#### Task brief:
Retype all material exactly. Pictures stay out of the copy.
[START Supplied data]
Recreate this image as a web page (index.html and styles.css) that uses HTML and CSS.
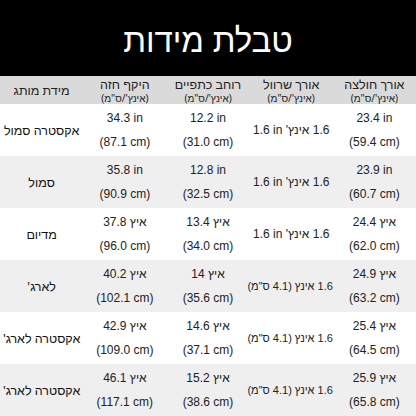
FILE: index.html
```html
<!DOCTYPE html>
<html lang="he" dir="rtl">
<head>
<meta charset="utf-8">
<link rel="stylesheet" href="styles.css">
</head>
<body>
<div class="page">
  <header class="banner"><h1 class="title">טבלת מידות</h1></header>
  <table class="sizes">
    <colgroup><col><col><col><col><col></colgroup>
    <thead>
      <tr>
        <th><span class="h-main">אורך חולצה</span><span class="h-unit">(אינץ'/ס"מ)</span></th>
        <th><span class="h-main">אורך שרוול</span><span class="h-unit">(אינץ'/ס"מ)</span></th>
        <th><span class="h-main">רוחב כתפיים</span><span class="h-unit">(אינץ'/ס"מ)</span></th>
        <th><span class="h-main">היקף חזה</span><span class="h-unit">(אינץ'/ס"מ)</span></th>
        <th><span class="h-main">מידת מותג</span></th>
      </tr>
    </thead>
    <tbody>
      <tr>
        <td><span class="v" dir="ltr">23.4 in</span><span class="v" dir="ltr">(59.4 cm)</span></td>
        <td><span class="v">1.6 אינץ' <bdi dir="ltr">1.6 in</bdi></span></td>
        <td><span class="v" dir="ltr">12.2 in</span><span class="v" dir="ltr">(31.0 cm)</span></td>
        <td><span class="v" dir="ltr">34.3 in</span><span class="v" dir="ltr">(87.1 cm)</span></td>
        <td class="size">אקסטרה סמול</td>
      </tr>
      <tr>
        <td><span class="v" dir="ltr">23.9 in</span><span class="v" dir="ltr">(60.7 cm)</span></td>
        <td><span class="v">1.6 אינץ' <bdi dir="ltr">1.6 in</bdi></span></td>
        <td><span class="v" dir="ltr">12.8 in</span><span class="v" dir="ltr">(32.5 cm)</span></td>
        <td><span class="v" dir="ltr">35.8 in</span><span class="v" dir="ltr">(90.9 cm)</span></td>
        <td class="size">סמול</td>
      </tr>
      <tr>
        <td><span class="v">איץ 24.4</span><span class="v" dir="ltr">(62.0 cm)</span></td>
        <td><span class="v">1.6 אינץ' <bdi dir="ltr">1.6 in</bdi></span></td>
        <td><span class="v">איץ 13.4</span><span class="v" dir="ltr">(34.0 cm)</span></td>
        <td><span class="v">איץ 37.8</span><span class="v" dir="ltr">(96.0 cm)</span></td>
        <td class="size">מדיום</td>
      </tr>
      <tr>
        <td><span class="v">איץ 24.9</span><span class="v" dir="ltr">(63.2 cm)</span></td>
        <td><span class="v small">1.6 אינץ (4.1 ס"מ)</span></td>
        <td><span class="v">איץ 14</span><span class="v" dir="ltr">(35.6 cm)</span></td>
        <td><span class="v">איץ 40.2</span><span class="v" dir="ltr">(102.1 cm)</span></td>
        <td class="size">לארג'</td>
      </tr>
      <tr>
        <td><span class="v">איץ 25.4</span><span class="v" dir="ltr">(64.5 cm)</span></td>
        <td><span class="v small">1.6 אינץ (4.1 ס"מ)</span></td>
        <td><span class="v">איץ 14.6</span><span class="v" dir="ltr">(37.1 cm)</span></td>
        <td><span class="v">איץ 42.9</span><span class="v" dir="ltr">(109.0 cm)</span></td>
        <td class="size">אקסטרה לארג'</td>
      </tr>
      <tr>
        <td><span class="v">איץ 25.9</span><span class="v" dir="ltr">(65.8 cm)</span></td>
        <td><span class="v small">1.6 אינץ (4.1 ס"מ)</span></td>
        <td><span class="v">איץ 15.2</span><span class="v" dir="ltr">(38.6 cm)</span></td>
        <td><span class="v">איץ 46.1</span><span class="v" dir="ltr">(117.1 cm)</span></td>
        <td class="size">אקסטרה לארג'</td>
      </tr>
    </tbody>
  </table>
</div>
</body>
</html>
```
FILE: styles.css
```css
html, body {
  margin: 0;
  padding: 0;
  background: #ffffff;
}
.page {
  width: 416px;
  height: 416px;
  overflow: hidden;
  display: flex;
  flex-direction: column;
}
.banner {
  background: #000000;
  height: 76px;
  flex: none;
  display: flex;
  align-items: center;
  justify-content: center;
}
.title {
  margin: 0;
  padding-top: 2px;
  color: #ffffff;
  font-family: "Noto Sans", sans-serif;
  font-weight: 400;
  font-size: 33px;
  line-height: 1;
}
.sizes {
  width: 416px;
  table-layout: fixed;
  border-collapse: collapse;
  border-spacing: 0;
  font-family: "Liberation Sans", Arial, sans-serif;
}
.sizes col {
  width: 20%;
}
.sizes th {
  background: #dadada;
  height: 28px;
  padding: 0;
  font-weight: 400;
  color: #222222;
  text-align: center;
  vertical-align: middle;
  white-space: nowrap;
  font-family: "Noto Sans", sans-serif;
}
.h-main {
  display: block;
  font-size: 12.5px;
  line-height: 15px;
}
.h-unit {
  display: block;
  font-size: 10px;
  line-height: 12px;
}
.sizes td {
  height: 52px;
  padding: 0;
  text-align: center;
  vertical-align: middle;
  color: #222222;
  font-size: 12px;
  white-space: nowrap;
}
.sizes tbody tr:nth-child(even) td {
  background: #efefef;
}
.v {
  display: block;
  line-height: 24px;
}
.v.small {
  font-size: 11px;
}
.sizes td.size {
  font-family: "Noto Sans", sans-serif;
  font-size: 12.5px;
  color: #111111;
}
```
[END Supplied data]
#### Task answer:
Recreate this image as a web page (index.html and styles.css) that uses HTML and CSS.
FILE: index.html
```html
<!DOCTYPE html>
<html lang="he" dir="rtl">
<head>
<meta charset="utf-8">
<link rel="stylesheet" href="styles.css">
</head>
<body>
<div class="page">
  <header class="banner"><h1 class="title">טבלת מידות</h1></header>
  <table class="sizes">
    <colgroup><col><col><col><col><col></colgroup>
    <thead>
      <tr>
        <th><span class="h-main">אורך חולצה</span><span class="h-unit">(אינץ'/ס"מ)</span></th>
        <th><span class="h-main">אורך שרוול</span><span class="h-unit">(אינץ'/ס"מ)</span></th>
        <th><span class="h-main">רוחב כתפיים</span><span class="h-unit">(אינץ'/ס"מ)</span></th>
        <th><span class="h-main">היקף חזה</span><span class="h-unit">(אינץ'/ס"מ)</span></th>
        <th><span class="h-main">מידת מותג</span></th>
      </tr>
    </thead>
    <tbody>
      <tr>
        <td><span class="v" dir="ltr">23.4 in</span><span class="v" dir="ltr">(59.4 cm)</span></td>
        <td><span class="v">1.6 אינץ' <bdi dir="ltr">1.6 in</bdi></span></td>
        <td><span class="v" dir="ltr">12.2 in</span><span class="v" dir="ltr">(31.0 cm)</span></td>
        <td><span class="v" dir="ltr">34.3 in</span><span class="v" dir="ltr">(87.1 cm)</span></td>
        <td class="size">אקסטרה סמול</td>
      </tr>
      <tr>
        <td><span class="v" dir="ltr">23.9 in</span><span class="v" dir="ltr">(60.7 cm)</span></td>
        <td><span class="v">1.6 אינץ' <bdi dir="ltr">1.6 in</bdi></span></td>
        <td><span class="v" dir="ltr">12.8 in</span><span class="v" dir="ltr">(32.5 cm)</span></td>
        <td><span class="v" dir="ltr">35.8 in</span><span class="v" dir="ltr">(90.9 cm)</span></td>
        <td class="size">סמול</td>
      </tr>
      <tr>
        <td><span class="v">איץ 24.4</span><span class="v" dir="ltr">(62.0 cm)</span></td>
        <td><span class="v">1.6 אינץ' <bdi dir="ltr">1.6 in</bdi></span></td>
        <td><span class="v">איץ 13.4</span><span class="v" dir="ltr">(34.0 cm)</span></td>
        <td><span class="v">איץ 37.8</span><span class="v" dir="ltr">(96.0 cm)</span></td>
        <td class="size">מדיום</td>
      </tr>
      <tr>
        <td><span class="v">איץ 24.9</span><span class="v" dir="ltr">(63.2 cm)</span></td>
        <td><span class="v small">1.6 אינץ (4.1 ס"מ)</span></td>
        <td><span class="v">איץ 14</span><span class="v" dir="ltr">(35.6 cm)</span></td>
        <td><span class="v">איץ 40.2</span><span class="v" dir="ltr">(102.1 cm)</span></td>
        <td class="size">לארג'</td>
      </tr>
      <tr>
        <td><span class="v">איץ 25.4</span><span class="v" dir="ltr">(64.5 cm)</span></td>
        <td><span class="v small">1.6 אינץ (4.1 ס"מ)</span></td>
        <td><span class="v">איץ 14.6</span><span class="v" dir="ltr">(37.1 cm)</span></td>
        <td><span class="v">איץ 42.9</span><span class="v" dir="ltr">(109.0 cm)</span></td>
        <td class="size">אקסטרה לארג'</td>
      </tr>
      <tr>
        <td><span class="v">איץ 25.9</span><span class="v" dir="ltr">(65.8 cm)</span></td>
        <td><span class="v small">1.6 אינץ (4.1 ס"מ)</span></td>
        <td><span class="v">איץ 15.2</span><span class="v" dir="ltr">(38.6 cm)</span></td>
        <td><span class="v">איץ 46.1</span><span class="v" dir="ltr">(117.1 cm)</span></td>
        <td class="size">אקסטרה לארג'</td>
      </tr>
    </tbody>
  </table>
</div>
</body>
</html>
```
FILE: styles.css
```css
html, body {
  margin: 0;
  padding: 0;
  background: #ffffff;
}
.page {
  width: 416px;
  height: 416px;
  overflow: hidden;
  display: flex;
  flex-direction: column;
}
.banner {
  background: #000000;
  height: 76px;
  flex: none;
  display: flex;
  align-items: center;
  justify-content: center;
}
.title {
  margin: 0;
  padding-top: 2px;
  color: #ffffff;
  font-family: "Noto Sans", sans-serif;
  font-weight: 400;
  font-size: 33px;
  line-height: 1;
}
.sizes {
  width: 416px;
  table-layout: fixed;
  border-collapse: collapse;
  border-spacing: 0;
  font-family: "Liberation Sans", Arial, sans-serif;
}
.sizes col {
  width: 20%;
}
.sizes th {
  background: #dadada;
  height: 28px;
  padding: 0;
  font-weight: 400;
  color: #222222;
  text-align: center;
  vertical-align: middle;
  white-space: nowrap;
  font-family: "Noto Sans", sans-serif;
}
.h-main {
  display: block;
  font-size: 12.5px;
  line-height: 15px;
}
.h-unit {
  display: block;
  font-size: 10px;
  line-height: 12px;
}
.sizes td {
  height: 52px;
  padding: 0;
  text-align: center;
  vertical-align: middle;
  color: #222222;
  font-size: 12px;
  white-space: nowrap;
}
.sizes tbody tr:nth-child(even) td {
  background: #efefef;
}
.v {
  display: block;
  line-height: 24px;
}
.v.small {
  font-size: 11px;
}
.sizes td.size {
  font-family: "Noto Sans", sans-serif;
  font-size: 12.5px;
  color: #111111;
}
```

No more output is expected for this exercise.